The ordinary sailor’s body is the place to start: practical clothes for hard work in wet, dirty, dangerous conditions. Shirts, jackets, breeches, caps, kerchiefs, sashes, stockings, shoes, and loose garments all mattered because men had to climb, haul, scrub, steer, fight, sleep, and survive. Fashion did not disappear at sea, but practicality kept kicking it in the shins.

The Costume Became a Shortcut

Popular culture loves visual shortcuts. Bank robbers get striped shirts and bags marked “swag.” Cowboys get hats and spurs. Pirates get a look that says “pirate” before anyone has to explain prize law, privateering, or the War of the Spanish Succession.

That shortcut became especially powerful through nineteenth-century illustration, stage tradition, and later film. Artists such as Howard Pyle and N.C. Wyeth helped define the romantic pirate look for modern audiences. Their pirates were not meant to be museum mannequins. They were designed to be vivid. They succeeded so well that the picture outlived the correction.

Movies then flattened the image further. A costume that may fit one approximate era badly becomes the default for all eras. Buccaneers, Golden Age pirates, fictional sea villains, and children’s party pirates all start borrowing from one another until history gives up and asks for a chair.

Real Pirates Dressed From Many Sources

A pirate’s wardrobe could come from ordinary sailor clothing, captured goods, personal preference, military castoffs, local markets, or clothing taken from prizes. Fine garments might be worn ashore or during moments of display. Rough working clothes might dominate the deck. A sash might hold weapons, but it might also simply be useful. A hat might signal style, rank, or weather protection depending on context.

Clothing could also reveal inequality. A captain who had access to fine fabrics and stolen luxury could dress better than the crew. A common sailor might wear patched, stained, salt-worn garments. Some pirates may have deliberately cultivated a threatening appearance. Others probably looked like tired seamen with bad prospects and worse manners.

The reality is less uniform but more alive.

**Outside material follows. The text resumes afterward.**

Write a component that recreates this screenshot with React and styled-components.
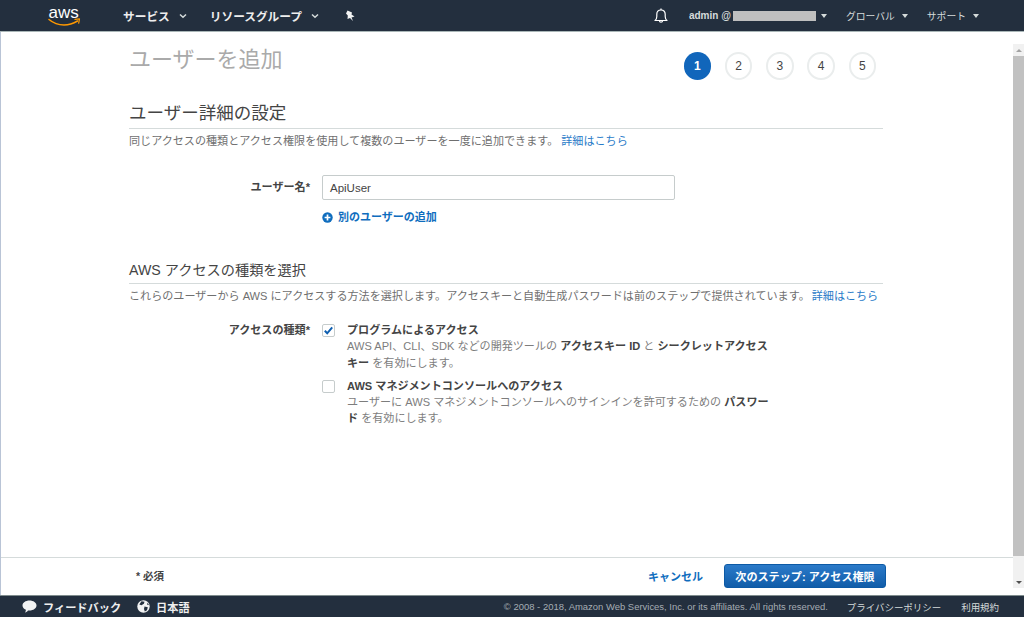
import React from 'react';
import styled, { createGlobalStyle } from 'styled-components';

const FONT = `"Liberation Sans", "Noto Sans CJK JP", sans-serif`;

const GlobalStyle = createGlobalStyle`
  html, body {
    margin: 0;
    padding: 0;
    height: 100%;
    overflow: hidden;
    background: #fff;
  }
  * { box-sizing: border-box; }
`;

const Page = styled.div`
  display: flex;
  flex-direction: column;
  height: 617px;
  width: 1024px;
  font-family: ${FONT};
  color: #444;
`;

const TopBar = styled.header`
  display: flex;
  align-items: center;
  height: 32px;
  flex-shrink: 0;
  background: #232f3e;
  border-bottom: 1px solid #aab7b8;
  padding-left: 48px;
`;

const Logo = styled.div`
  display: flex;
  width: 75px;
  margin-top: -1px;
`;

const NavItem = styled.div`
  display: flex;
  align-items: center;
  gap: 9px;
  color: #eee;
  font-size: 11.7px;
  font-weight: 700;
  margin-right: 23px;
  white-space: nowrap;
`;

const Pin = styled.div`
  display: flex;
  margin-left: 3px;
`;

const TopRight = styled.div`
  display: flex;
  align-items: center;
  margin-left: auto;
  padding-right: 45px;
`;

const Bell = styled.div`
  display: flex;
  margin-right: 21px;
`;

const Account = styled.div`
  display: flex;
  align-items: center;
  color: #d5dbdb;
  font-size: ${(p) => (p.$user ? 10 : 9.8)}px;
  font-weight: ${(p) => (p.$user ? 700 : 400)};
  white-space: nowrap;
  margin-left: ${(p) => p.$gap || 0}px;
`;

const Masked = styled.span`
  display: inline-block;
  width: 83px;
  height: 10px;
  margin-left: 2px;
  background: #bfbfbf;
`;

const Caret = styled.span`
  display: inline-block;
  width: 0;
  height: 0;
  margin-left: ${(p) => p.$gap || 7}px;
  border-left: 3.5px solid transparent;
  border-right: 3.5px solid transparent;
  border-top: 4px solid #d5dbdb;
`;

const Middle = styled.div`
  flex: 1;
  display: flex;
  min-height: 0;
  border-left: 1px solid #b9c4d6;
`;

const Column = styled.div`
  flex: 1;
  display: flex;
  flex-direction: column;
  min-width: 0;
`;

const Content = styled.main`
  flex: 1;
  padding: 0 130px 0 128px;
`;

const TitleRow = styled.div`
  display: flex;
  justify-content: space-between;
  height: 68px;
`;

const Title = styled.h1`
  margin: 13px 0 0;
  font-size: 22px;
  line-height: 30px;
  font-weight: 400;
  color: #aaa;
`;

const Steps = styled.ol`
  display: flex;
  gap: 13.75px;
  list-style: none;
  margin: 20px 7px 0 0;
  padding: 0;
`;

const Step = styled.li`
  display: flex;
  align-items: center;
  justify-content: center;
  width: 27.5px;
  height: 27.5px;
  border-radius: 50%;
  font-size: 12px;
  font-weight: ${(p) => (p.$active ? 700 : 400)};
  color: ${(p) => (p.$active ? '#fff' : '#444')};
  background: ${(p) => (p.$active ? '#1166bb' : '#fff')};
  border: ${(p) => (p.$active ? 'none' : '2px solid #eaeded')};
`;

const Section = styled.section`
  margin-top: ${(p) => p.$top || 0}px;
`;

const SectionTitle = styled.h2`
  margin: 0;
  padding-bottom: 2px;
  font-size: ${(p) => p.$size}px;
  line-height: ${(p) => p.$line}px;
  font-weight: 400;
  color: #444;
  border-bottom: 1px solid #d5dbdb;
`;

const Desc = styled.p`
  margin: 0;
  font-size: 11.08px;
  line-height: 25px;
  color: #6f6f6f;
  white-space: nowrap;
`;

const Link = styled.a`
  color: #2a7bc8;
  margin-left: ${(p) => p.$gap || 0}px;
`;

const FormRow = styled.div`
  display: grid;
  grid-template-columns: 181px 1fr;
  column-gap: 12px;
  margin-top: ${(p) => p.$top || 0}px;
`;

const Label = styled.label`
  font-size: 11.08px;
  line-height: ${(p) => p.$line}px;
  font-weight: 700;
  color: #444;
  text-align: right;
`;

const TextInput = styled.div`
  display: flex;
  align-items: center;
  width: 353px;
  height: 25px;
  padding-left: 7px;
  font-size: 11.5px;
  color: #444;
  background: #fff;
  border: 1px solid #c6cccc;
  border-radius: 2px;
`;

const AddLink = styled.a`
  display: flex;
  align-items: center;
  gap: 5px;
  margin-top: 10px;
  font-size: 11px;
  line-height: 15px;
  font-weight: 700;
  color: #0f6dbe;
`;

const CheckRow = styled.div`
  display: flex;
  gap: 12px;
  width: 447px;
  margin-bottom: 7px;
`;

const CheckBox = styled.span`
  display: flex;
  align-items: center;
  justify-content: center;
  flex-shrink: 0;
  width: 13px;
  height: 13px;
  margin-top: 2px;
  background: #fff;
  border: 1px solid #c6cccc;
  border-radius: 2px;
`;

const CheckText = styled.div`
  font-size: 11.08px;
  line-height: 16.3px;
  color: #7d7d7d;
`;

const CheckTitle = styled.div`
  font-weight: 700;
  color: #444;
`;

const Strong = styled.b`
  color: #444;
`;

const ActionBar = styled.div`
  display: flex;
  align-items: center;
  height: 38px;
  flex-shrink: 0;
  padding: 0 127px 1px 135px;
  border-top: 1px solid #d5dbdb;
`;

const Required = styled.span`
  margin-bottom: 2px;
  font-size: 10.5px;
  font-weight: 700;
  color: #444;
`;

const Cancel = styled.a`
  margin-left: auto;
  font-size: 11px;
  font-weight: 700;
  color: #0f6dbe;
`;

const NextButton = styled.button`
  height: 24px;
  width: 162px;
  margin-left: 21px;
  padding: 0;
  font-family: ${FONT};
  font-size: 11.1px;
  font-weight: 700;
  color: #fff;
  background: linear-gradient(#2b7ac9, #115da9);
  border: 1px solid #0d5aa5;
  border-radius: 3px;
`;

const Scrollbar = styled.div`
  display: flex;
  flex-direction: column;
  width: 11px;
  flex-shrink: 0;
  margin-top: 12px;
  margin-bottom: 7px;
  background: #f1f1f1;
`;

const ScrollButton = styled.div`
  display: flex;
  align-items: center;
  justify-content: center;
  height: 12px;
  flex-shrink: 0;
`;

const Arrow = styled.span`
  width: 0;
  height: 0;
  border-left: 3px solid transparent;
  border-right: 3px solid transparent;
  border-bottom: ${(p) => (p.$up ? '3px solid #a3a3a3' : 'none')};
  border-top: ${(p) => (p.$up ? 'none' : '3px solid #505050')};
`;

const ScrollThumb = styled.div`
  flex: 1;
  margin-bottom: 20px;
  background: #c1c1c1;
`;

const Footer = styled.footer`
  display: flex;
  align-items: center;
  height: 22px;
  flex-shrink: 0;
  padding: 0 25px 0 22px;
  background: #232f3e;
  border-top: 1px solid #7f8c8d;
`;

const FooterItem = styled.div`
  display: flex;
  align-items: center;
  gap: 6px;
  margin-right: 16px;
  color: #eee;
  font-size: 11.2px;
  font-weight: 700;
`;

const FooterRight = styled.div`
  display: flex;
  align-items: center;
  margin-left: auto;
  font-size: 9.46px;
  color: #a5adb3;
`;

const FooterLink = styled.a`
  margin-left: ${(p) => p.$gap}px;
  color: #d5dbdb;
`;

const AwsLogo = () => (
  <svg width="33" height="24" viewBox="0 0 33 24" fill="none">
    <text x="0.500" y="14.500" fontFamily="Liberation Sans, sans-serif" fontSize="17" fill="#fff">aws</text>
    <path d="M1 16.500c4.500 3.800 10 5.500 15 5.500 4.500 0 9-1.300 13.500-4" stroke="#f90" strokeWidth="1.500" strokeLinecap="round" />
    <path d="M27 16.400l4.500-.6-.8 4.300" stroke="#f90" strokeWidth="1.200" strokeLinecap="round" strokeLinejoin="round" />
  </svg>
);

const Chevron = () => (
  <svg width="8" height="6" viewBox="0 0 8 6" fill="none">
    <path d="M1 1.500l3 2.800 3-2.800" stroke="#d5dbdb" strokeWidth="1.500" />
  </svg>
);

const PinIcon = () => (
  <svg width="12" height="12" viewBox="0 0 12 12" fill="#f2f3f3">
    <path d="M2.500.5L7 2.500l-.5 2 3 2-3 1L8 11 5 8l-2.500 1 .3-3.500L1 3.500z" />
  </svg>
);

const BellIcon = () => (
  <svg width="14" height="16" viewBox="0 0 14 16" fill="none" stroke="#fff" strokeWidth="1.200">
    <path d="M1 12.500c1.300-1 1.800-2 1.800-4V6.200C2.800 3.800 4.600 2 7 2s4.200 1.800 4.200 4.200v2.300c0 2 .5 3 1.800 4z" strokeLinejoin="round" />
    <path d="M5.500 13c0 1.600 3 1.600 3 0M7 .6V2" />
  </svg>
);

const PlusCircle = () => (
  <svg width="11" height="11" viewBox="0 0 11 11">
    <circle cx="5.500" cy="5.500" r="5.200" fill="#0f6dbe" />
    <path d="M5.500 2.600v5.800M2.600 5.500h5.800" stroke="#fff" strokeWidth="1.700" />
  </svg>
);

const CheckMark = () => (
  <svg width="11" height="11" viewBox="0 0 11 11" fill="none">
    <path d="M1.800 5.800l2.400 2.500 5-6" stroke="#0f5fb0" strokeWidth="2" />
  </svg>
);

const BubbleIcon = () => (
  <svg width="15" height="13" viewBox="0 0 15 13" fill="#f2f3f3">
    <path d="M7.500.5c3.900 0 7 2.200 7 5s-3.100 5-7 5c-.5 0-1 0-1.500-.1-.6 1.100-1.700 1.800-3 2 .6-.8.900-1.700.9-2.700C1.700 8.800.5 7.300.5 5.500c0-2.800 3.100-5 7-5z" />
  </svg>
);

const GlobeIcon = () => (
  <svg width="13" height="13" viewBox="0 0 13 13">
    <circle cx="6.500" cy="6.500" r="6.200" fill="#f2f3f3" />
    <path d="M4.500 1.200l3 .6-.6 2-2.400 1.500-2.200-.8zM7.500 6.500l3.300.8-.8 3-2.200 1.300-.8-2.700zM10.600 2.600l1.300 2.400-1.800-.2z" fill="#232f3e" />
  </svg>
);

const STEPS = [1, 2, 3, 4, 5];

const App = () => (
  <Page>
    <GlobalStyle />
    <TopBar>
      <Logo><AwsLogo /></Logo>
      <NavItem>サービス <Chevron /></NavItem>
      <NavItem>リソースグループ <Chevron /></NavItem>
      <Pin><PinIcon /></Pin>
      <TopRight>
        <Bell><BellIcon /></Bell>
        <Account $user>admin @<Masked /><Caret $gap={5} /></Account>
        <Account $gap={19}>グローバル<Caret /></Account>
        <Account $gap={19}>サポート<Caret /></Account>
      </TopRight>
    </TopBar>
    <Middle>
      <Column>
        <Content>
          <TitleRow>
            <Title>ユーザーを追加</Title>
            <Steps>
              {STEPS.map((n) => (
                <Step key={n} $active={n === 1}>{n}</Step>
              ))}
            </Steps>
          </TitleRow>
          <Section>
            <SectionTitle $size={17.5} $line={26}>ユーザー詳細の設定</SectionTitle>
            <Desc>
              同じアクセスの種類とアクセス権限を使用して複数のユーザーを一度に追加できます。
              <Link $gap={3}>詳細はこちら</Link>
            </Desc>
          </Section>
          <FormRow $top={21}>
            <Label $line={24}>ユーザー名*</Label>
            <div>
              <TextInput>ApiUser</TextInput>
              <AddLink><PlusCircle />別のユーザーの追加</AddLink>
            </div>
          </FormRow>
          <Section $top={34}>
            <SectionTitle $size={14.2} $line={22}>AWS アクセスの種類を選択</SectionTitle>
            <Desc>
              これらのユーザーから AWS にアクセスする方法を選択します。アクセスキーと自動生成パスワードは前のステップで提供されています。
              <Link $gap={2}>詳細はこちら</Link>
            </Desc>
          </Section>
          <FormRow $top={13}>
            <Label $line={16.3}>アクセスの種類*</Label>
            <div>
              <CheckRow>
                <CheckBox><CheckMark /></CheckBox>
                <CheckText>
                  <CheckTitle>プログラムによるアクセス</CheckTitle>
                  AWS API、CLI、SDK などの開発ツールの <Strong>アクセスキー ID</Strong> と <Strong>シークレットアクセスキー</Strong> を有効にします。
                </CheckText>
              </CheckRow>
              <CheckRow>
                <CheckBox />
                <CheckText>
                  <CheckTitle>AWS マネジメントコンソールへのアクセス</CheckTitle>
                  ユーザーに AWS マネジメントコンソールへのサインインを許可するための <Strong>パスワード</Strong> を有効にします。
                </CheckText>
              </CheckRow>
            </div>
          </FormRow>
        </Content>
        <ActionBar>
          <Required>* 必須</Required>
          <Cancel>キャンセル</Cancel>
          <NextButton>次のステップ: アクセス権限</NextButton>
        </ActionBar>
      </Column>
      <Scrollbar>
        <ScrollButton><Arrow $up /></ScrollButton>
        <ScrollThumb />
        <ScrollButton><Arrow /></ScrollButton>
      </Scrollbar>
    </Middle>
    <Footer>
      <FooterItem><BubbleIcon />フィードバック</FooterItem>
      <FooterItem><GlobeIcon />日本語</FooterItem>
      <FooterRight>
        © 2008 - 2018, Amazon Web Services, Inc. or its affiliates. All rights reserved.
        <FooterLink $gap={19}>プライバシーポリシー</FooterLink>
        <FooterLink $gap={20}>利用規約</FooterLink>
      </FooterRight>
    </Footer>
  </Page>
);

export default App;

The Famous Pieces Need Context

The big hat belongs to certain periods and ranks more than to all pirates everywhere. Tall boots are overused in costume because they look dramatic, though they were not ideal shipboard footwear for ordinary work. Loose shirts and sashes have more practical logic, but even they varied. Earrings, eye patches, hooks, and peg legs became symbols because stories needed instant recognition.

A careful pirate-attire page should not simply throw these items overboard. It should ask what each one can honestly support. Did pirates ever wear fine coats? Yes, some could. Did every pirate dress like a tavern aristocrat? No. Did sailors wear practical clothing suited to hard labor? Obviously. Did popular culture improve the silhouette until it became more familiar than the truth? Absolutely.

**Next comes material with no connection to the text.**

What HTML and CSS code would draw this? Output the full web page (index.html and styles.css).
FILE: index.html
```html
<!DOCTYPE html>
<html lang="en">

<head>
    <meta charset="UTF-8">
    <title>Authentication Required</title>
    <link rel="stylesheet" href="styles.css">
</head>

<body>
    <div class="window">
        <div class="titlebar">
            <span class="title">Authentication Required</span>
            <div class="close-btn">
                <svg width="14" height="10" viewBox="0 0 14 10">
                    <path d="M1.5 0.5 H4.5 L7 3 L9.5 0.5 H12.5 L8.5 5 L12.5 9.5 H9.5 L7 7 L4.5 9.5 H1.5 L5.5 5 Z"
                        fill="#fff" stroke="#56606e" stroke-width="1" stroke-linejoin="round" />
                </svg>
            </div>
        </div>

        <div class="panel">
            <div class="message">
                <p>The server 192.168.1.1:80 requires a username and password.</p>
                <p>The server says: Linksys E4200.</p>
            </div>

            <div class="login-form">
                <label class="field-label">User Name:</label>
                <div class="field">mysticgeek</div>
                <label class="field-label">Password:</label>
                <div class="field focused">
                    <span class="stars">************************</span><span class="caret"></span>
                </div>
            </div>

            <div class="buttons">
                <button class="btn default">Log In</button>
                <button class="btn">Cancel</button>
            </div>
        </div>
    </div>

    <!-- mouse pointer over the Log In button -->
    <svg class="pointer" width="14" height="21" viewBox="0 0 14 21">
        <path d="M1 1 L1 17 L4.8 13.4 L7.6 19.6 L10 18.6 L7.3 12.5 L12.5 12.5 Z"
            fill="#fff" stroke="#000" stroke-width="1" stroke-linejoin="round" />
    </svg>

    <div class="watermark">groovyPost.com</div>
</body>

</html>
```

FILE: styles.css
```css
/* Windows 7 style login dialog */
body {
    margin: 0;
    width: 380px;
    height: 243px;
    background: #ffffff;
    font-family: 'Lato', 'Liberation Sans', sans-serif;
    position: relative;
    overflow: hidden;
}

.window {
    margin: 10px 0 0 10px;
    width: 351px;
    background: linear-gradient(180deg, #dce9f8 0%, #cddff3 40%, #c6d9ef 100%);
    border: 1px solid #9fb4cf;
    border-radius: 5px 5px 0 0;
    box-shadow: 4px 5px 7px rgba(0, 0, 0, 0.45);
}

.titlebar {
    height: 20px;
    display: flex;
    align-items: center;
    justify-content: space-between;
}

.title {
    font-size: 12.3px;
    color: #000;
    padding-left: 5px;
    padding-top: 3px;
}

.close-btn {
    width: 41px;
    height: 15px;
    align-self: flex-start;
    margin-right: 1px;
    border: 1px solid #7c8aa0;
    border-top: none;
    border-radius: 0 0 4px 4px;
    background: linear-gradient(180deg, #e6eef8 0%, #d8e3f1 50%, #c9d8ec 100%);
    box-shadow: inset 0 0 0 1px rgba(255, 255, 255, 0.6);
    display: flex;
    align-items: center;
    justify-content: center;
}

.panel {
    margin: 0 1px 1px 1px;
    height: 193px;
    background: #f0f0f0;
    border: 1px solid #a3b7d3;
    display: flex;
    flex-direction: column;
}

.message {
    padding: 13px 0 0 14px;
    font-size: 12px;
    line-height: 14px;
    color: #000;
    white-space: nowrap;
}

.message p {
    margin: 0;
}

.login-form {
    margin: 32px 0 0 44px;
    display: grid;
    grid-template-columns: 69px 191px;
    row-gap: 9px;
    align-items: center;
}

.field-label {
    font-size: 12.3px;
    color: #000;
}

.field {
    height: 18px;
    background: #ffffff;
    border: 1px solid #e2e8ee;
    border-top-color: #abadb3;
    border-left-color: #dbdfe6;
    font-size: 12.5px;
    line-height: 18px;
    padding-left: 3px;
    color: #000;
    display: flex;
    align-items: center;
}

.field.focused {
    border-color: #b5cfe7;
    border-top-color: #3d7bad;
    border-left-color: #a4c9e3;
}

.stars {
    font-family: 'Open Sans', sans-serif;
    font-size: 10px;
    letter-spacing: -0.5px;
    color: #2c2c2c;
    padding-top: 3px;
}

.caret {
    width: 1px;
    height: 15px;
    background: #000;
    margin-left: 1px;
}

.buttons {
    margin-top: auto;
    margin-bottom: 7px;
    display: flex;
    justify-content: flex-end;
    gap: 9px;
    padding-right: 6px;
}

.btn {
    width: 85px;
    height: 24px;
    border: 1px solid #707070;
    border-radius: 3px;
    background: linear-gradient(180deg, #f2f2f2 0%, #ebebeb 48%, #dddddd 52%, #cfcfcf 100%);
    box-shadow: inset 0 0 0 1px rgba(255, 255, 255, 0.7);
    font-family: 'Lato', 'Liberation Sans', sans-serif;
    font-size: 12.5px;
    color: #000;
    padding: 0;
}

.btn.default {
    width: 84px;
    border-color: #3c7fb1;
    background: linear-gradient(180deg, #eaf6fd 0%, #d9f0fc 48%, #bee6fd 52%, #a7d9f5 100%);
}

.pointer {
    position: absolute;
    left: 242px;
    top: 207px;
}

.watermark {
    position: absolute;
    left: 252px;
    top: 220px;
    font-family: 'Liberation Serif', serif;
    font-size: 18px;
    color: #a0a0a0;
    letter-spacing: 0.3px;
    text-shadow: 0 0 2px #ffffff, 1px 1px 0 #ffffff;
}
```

Why the Myth Is Hard to Kill

The costume survives because it is useful. It lets children play, actors signal danger, stores sell outfits, and readers recognize the subject at a glance. Nobody wants to attend a pirate party dressed as “a historically plausible exhausted Atlantic seaman with uncertain wages and mildew.” That may be accurate, but it is not much of a party invitation.

Still, accuracy makes the fantasy better. Once you know the costume is a collage, you can choose the parts more intelligently. A buccaneer look should not match a Golden Age privateer. A captain’s shore-side finery should not be mistaken for everyday deck clothing. A practical sailor outfit can be more authentic than a mountain of fake leather.

The better truth is simple: pirates did not have a single fashion. They had clothes, stolen goods, workwear, display, and legend. Hollywood stitched them into one gorgeous lie, and then everyone wore it to Halloween.